Boulders not only provide visual interest with contrasting texture and color, but also provide a foothold. If the boulders are well placed, the gardener can walk from one side of the hill to the other with the pathway of boulders providing access to every area. From a horticulture point of view, the rocks provide planting pockets for the shrubs and perennials, keeping roots cool.
The contractor created a labyrinth with these large rocks, burying each up to two thirds in the soil so they looked as natural as possible while creating access for weeding and maintenance purposes. Twelve years later, shrubs, roses, ground covers and perennials mingle with the rocks, and there is a beautiful view from the kitchen. The homeowner went on to add a bronze statue of a girl sitting on one of the boulders and, at my encouragement, her gorgeous garden was on the library garden tour a couple of years ago—a great example of what can be done with a difficult slope.
Building a retaining wall into the slope is one way to terrace a hillside, but if the hill isn’t too steep, you can terrace a hillside by simply moving the soil and creating the slopes and flat areas. The advantage to terracing is at least two fold: first the plants have a nice flat place to grow, and second, the gardener can access the hillside via the flat areas.
Planting for hillsides
What plants work well on a hillside? Always remember to plan for the mature size of the plant. As a rule, choose plants that once established are dry-soil tolerant and appropriate for your sun or shade conditions. Also, a good 50/50 mix of deciduous and evergreen plants makes for an easy guide when planning winter interest.
For a sunny hillside, try the Flower Carpet family of roses. “Pink Supreme” is the most prolific bloomer and has the nicest arching habit. This shrub rose is about 3’ x 3’ but could get a bit wider. It blooms from early spring until late fall, self-cleans and is disease and pest resistant. What could be easier?
A ground cover like ajuga “Bronze Beauty” underneath the roses adds to the succession of bloom and helps suppress weeds. Finally a low spreading evergreen shrub like juniper “Daubs Frosted” or Juniper “Saybrook Gold” provides good contrast in color with gold tipped branches. It also looks great draping over the boulders and provides great winter interest. Another shrub to consider is the new family of dwarf buddlea called “Lo and Behold.”

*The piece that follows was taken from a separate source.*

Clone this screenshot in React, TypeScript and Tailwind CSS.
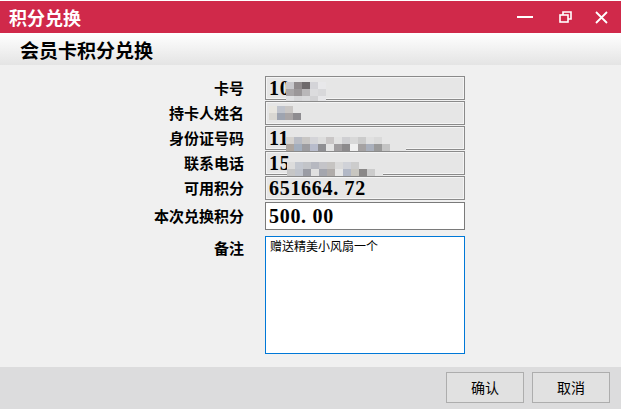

For the shady slope, try cephalotaxus harringtonia prostrata or Japanese plum yew. This shrub is deer resistant, does well in the dry shade and has a very pretty draping habit. Dwarf azaleas and rhodies can do well and Pachysandra is a great ground cover for the shade.
Summing it up
Although sloping gardens are a challenge, using some of these techniques will increase your chances of success. Look at your area from the perspectives above and decide which might be the best fit for your real estate. The answer may be as simple as correctly providing water or choosing appropriate plant life.